Un día de buenas a primeras llegaron los cambios en el transporte
público. No voy a abundar en detalles que seguro que no les importan mucho a
ustedes que sin duda se mueven felizmente en su propio coche. Pero me
conformaré con decir que, antes, podía ir directamente en un par de autobuses a
mi centro de salud, a la guardería de mi nieta, a las tres bibliotecas, a dos
centros comerciales y a las dos sedes del ayuntamiento, y que, ahora, con la
optimización del transporte tan bien pensada por el equipo de mi alcalde, no
puedo llegar en ninguno ni al centro de salud, ni a la guardería, ni al centro
comercial más cercano, sin andar lo que mis piernas ya no me permiten, y eso
sin contar que la frecuencia de autobuses es de más de media hora y acaba antes
de que termine el telediario de la noche.

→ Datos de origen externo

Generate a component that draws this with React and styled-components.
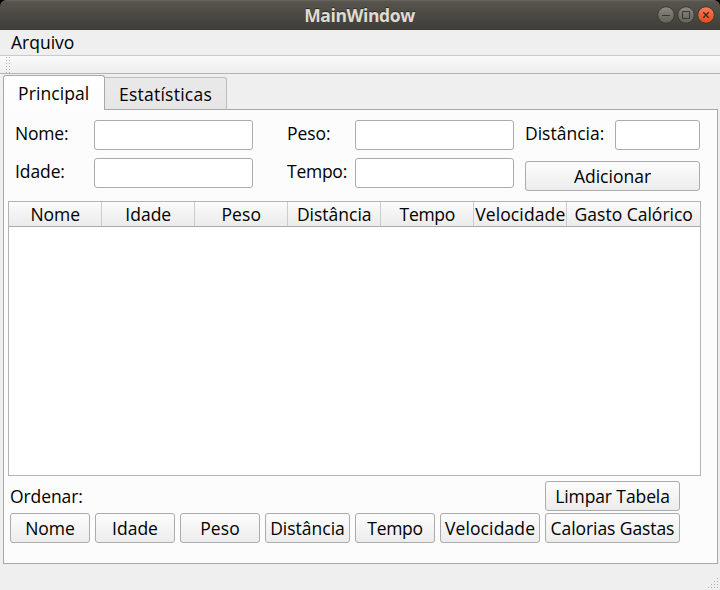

A mi alcalde se le llena la boca con el gran corazón de esta ciudad tan
sostenible energéticamente. Y los ciudadanos en general se lo creen, eso sí,
mientras se desplazan en más del noventa y cinco por ciento en coche hasta para
comprar el pan. A lo mejor, si uno de estos días cogiera el autobús circular
para ir del ayuntamiento a la sede del casco, se daría cuenta de que puede
tardar más de una hora en recorrer poco más de ocho kilómetros. Claro, que
entonces le daría también tiempo de oír las palabras pifia, cagada, coladura,
desatino, burrada, con la que se califica a diario su optimización, tanto por usuarios
como por conductores. Seguro que la industria del automóvil le está muy
agradecida a mi alcalde y a sus bonitas declaraciones.